Bien que des études aient déjà montré la persistance problématique des strogènes et des antibiotiques dans l'eau, le problème des autres résidus médicamenteux reste sous-estimé, alors que les stations d'épuration ne les éliminent totalement qu'à hauteur de 10 à 90 %, selon leur composition. Généraliste à Rouen, le Dr Joël Spiroux a recherché des traces de médicaments dans 5 lieux de prélèvement d'eau, dont deux à proximité immédiate du CHU et du centre anticancéreux de la ville, pendant 30 jours consécutifs. Cette étude a permis de repérer au moins 27 molécules pharmaceutiques après passage dans les stations d'épuration. Parmi celles-ci, on a retrouvé chaque jour 14 g d'acide valproïque, 138 g de codéine et 212 grammes de tramadol, mais aussi 1 g de platine, utilisé par le centre anticancéreux, et 10 g de gadolinium provenant des examens d'IRM.
Cette étude est la première à avoir été réalisée à proximité immédiate d'un CHU, et confirme bien que les stations d'épuration ne sont pas adaptées aux produits pharmaceutiques, que l'on retrouve par ailleurs en quantité non négligeable dans d'autres milieux aquatiques : la mer du Nord « s'enrichit » ainsi chaque année de 50 à 100 tonnes d'hypolémiants, les lacs suisses contiennent en moyenne 19 kg de diclofénac et le Rhin en charrie plusieurs kilos par jour...
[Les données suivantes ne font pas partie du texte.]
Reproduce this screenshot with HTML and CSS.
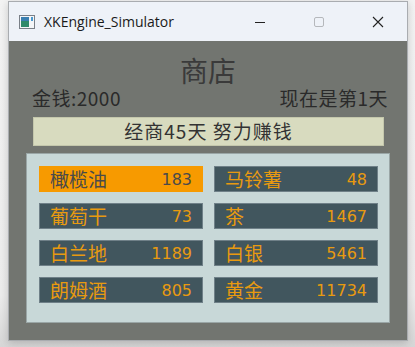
FILE: index.html
```html
<!DOCTYPE html>
<html lang="zh-CN">
<head>
    <meta charset="UTF-8">
    <meta name="viewport" content="width=device-width, initial-scale=1.0">
    <title>XKEngine_Simulator</title>
    <link rel="stylesheet" href="styles.css">
</head>
<body>
    <div class="window">
        <div class="titlebar">
            <svg class="app-icon" width="16" height="14" viewBox="0 0 16 14">
                <rect x="0.5" y="0.5" width="15" height="13" fill="#f4f6f8" stroke="#7a8088"/>
                <rect x="2" y="2" width="8" height="10" fill="#2f8a6a"/>
                <rect x="2" y="2" width="8" height="4" fill="#3a7fb0"/>
                <rect x="12" y="2" width="2" height="4" fill="#4a9ad0"/>
            </svg>
            <span class="app-name">XKEngine_Simulator</span>
            <div class="controls">
                <span class="ctl">
                    <svg width="12" height="12" viewBox="0 0 12 12"><line x1="1" y1="6.5" x2="11" y2="6.5" stroke="#222" stroke-width="1"/></svg>
                </span>
                <span class="ctl">
                    <svg width="12" height="12" viewBox="0 0 12 12"><rect x="1.5" y="1.5" width="9" height="9" rx="1.5" fill="none" stroke="#b5b8bc" stroke-width="1"/></svg>
                </span>
                <span class="ctl">
                    <svg width="12" height="12" viewBox="0 0 12 12"><path d="M1 1 L11 11 M11 1 L1 11" stroke="#222" stroke-width="1.1"/></svg>
                </span>
            </div>
        </div>
        <div class="content">
            <h1 class="title">商店</h1>
            <div class="stats">
                <span>金钱:2000</span>
                <span>现在是第1天</span>
            </div>
            <div class="banner">经商45天 努力赚钱</div>
            <div class="shop">
                <div class="item selected"><span class="name">橄榄油</span><span class="price">183</span></div>
                <div class="item"><span class="name">马铃薯</span><span class="price">48</span></div>
                <div class="item"><span class="name">葡萄干</span><span class="price">73</span></div>
                <div class="item"><span class="name">茶</span><span class="price">1467</span></div>
                <div class="item"><span class="name">白兰地</span><span class="price">1189</span></div>
                <div class="item"><span class="name">白银</span><span class="price">5461</span></div>
                <div class="item"><span class="name">朗姆酒</span><span class="price">805</span></div>
                <div class="item"><span class="name">黄金</span><span class="price">11734</span></div>
            </div>
        </div>
    </div>
</body>
</html>
```

FILE: styles.css
```css
body {
    margin: 0;
    padding: 0;
    background: linear-gradient(180deg, #f3f3f3 0%, #ececec 85%, #d6d6d6 100%);
    font-family: "Noto Sans CJK SC", "Noto Sans", sans-serif;
    height: 347px;
    overflow: hidden;
}
.window {
    margin: 1px 0 0 8px;
    width: 400px;
    border: 1px solid #a9acb0;
    box-shadow: 0 2px 8px rgba(0, 0, 0, 0.18);
    box-sizing: border-box;
}
.titlebar {
    height: 39px;
    background: #eef2f8;
    display: flex;
    align-items: center;
    padding-left: 10px;
}
.app-icon {
    flex: none;
}
.app-name {
    margin-left: 9px;
    font-family: "Open Sans", "Noto Sans", sans-serif;
    font-size: 14px;
    color: #1a1a1a;
}
.controls {
    margin-left: auto;
    display: flex;
}
.ctl {
    width: 59px;
    height: 39px;
    display: flex;
    align-items: center;
    justify-content: center;
}
.content {
    background: #727570;
    height: 299px;
    padding-top: 13px;
    box-sizing: border-box;
}
.title {
    margin: 0;
    text-align: center;
    font-size: 28px;
    font-weight: normal;
    line-height: 33px;
    color: #3a3a3a;
}
.stats {
    display: flex;
    justify-content: space-between;
    padding: 0 19px 0 23px;
    font-size: 19px;
    letter-spacing: 0.5px;
    line-height: 22px;
    color: #2a2a2a;
}
.banner {
    margin: 8px 0 0 24px;
    width: 351px;
    height: 29px;
    box-sizing: border-box;
    background: #d8dbbf;
    border: 1px solid #c4c7ac;
    text-align: center;
    font-size: 19px;
    letter-spacing: 1px;
    line-height: 26px;
    color: #333;
}
.shop {
    margin: 7px 0 0 17px;
    width: 364px;
    height: 170px;
    box-sizing: border-box;
    background: #c8d8d8;
    border: 1px solid #9aa6a6;
    padding: 12px 11px 0 12px;
    display: grid;
    grid-template-columns: 164px 164px;
    grid-auto-rows: 26px;
    column-gap: 11px;
    row-gap: 11px;
    align-content: start;
}
.item {
    background: #41565e;
    border: 1px solid #6f8088;
    box-sizing: border-box;
    display: flex;
    align-items: center;
    justify-content: space-between;
    padding: 0 10px 0 10px;
    color: #e89a10;
}
.item .name {
    font-size: 19px;
    line-height: 24px;
}
.item .price {
    font-size: 16px;
    font-family: "DejaVu Sans", sans-serif;
    font-weight: normal;
}
.item.selected {
    background: #f79a00;
    border-color: #f79a00;
    color: #4a4a4a;
}
```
De plus, ces produits se combinent avec d'autres polluants, en particulier les PCB et les POP, les polluants organiques persistants. Des études menées sur les poissons de l'estuaire de la Seine, de même que sur ceux des grands lacs canadiens, incitent à la prudence, ou, au moins, à la réflexion. La « féminisation » des poissons de l'estuaire de la Seine, avec un déséquilibre important du sex ratio en faveur des femelles, l'apparition d'ovocytes dans les testicules des mâles et un nombre croissant de malformations révèlent l'ampleur des perturbations dont ils sont victimes, tandis que de l'autre côté de l'Atlantique, la proportion de bélugas du Saint-Laurent morts de cancer atteint 18 %. En outre, la bioaccumulation de substances, dont les hormones, chez certaines espèces, atteint des proportions spectaculaires : « Si vous mangez 300 g de moules de l'estuaire de la Seine, a expliqué le Pr François Leboulanger, écotoxicologue au Havre, vous avalez l'équivalent d'une pilule contraceptive. »
Questions sans réponses.
Devons-nous pour autant nous résigner à disparaître, victimes des pollutions, mais aussi de la baisse de la biodiversité, et demain de la microbiodiversité, ou bien des transferts génétiques horizontaux dont on ne sait finalement presque rien ? Non, répondent les plus optimistes, car on ne sait pas non plus comment et à quelle vitesse l'être humain s'adapte à toutes ces évolutions, ni quelles solutions il trouvera pour répondre à ces menaces. Verra-t-on, après demain, des nanomédicaments nettoyer ou remplacer les cellules humaines détruites, rendant au passage la médecine actuelle totalement obsolète ? Au-delà des hypothèses, entre probabilité et science-fiction, ce congrès a rappelé que les scientifiques, comme les décideurs, devraient retrouver la modestie et l'humilité qui permettent de dire « Je ne sais pas » face à des questions sans réponses.
Les travaux se sont achevés par une séance plus philosophique que scientifique, magistralement introduite par David Gee, l'un des dirigeants de l'Agence européenne de l'environnement. Abordant la notion de prudence, il a rappelé, y compris face à des sujets presque consensuels, comme l’innocuité des téléphones mobiles, que « l'absence de preuve de risque ne prouve pas pour autant qu'il n'y a pas de risque ». D'ailleurs, a-t-il terminé, on a cru à l'innocuité de l'amiante pendant 20 ans, mais le danger est apparu brutalement au bout de 25 ans d'usage et d'exposition.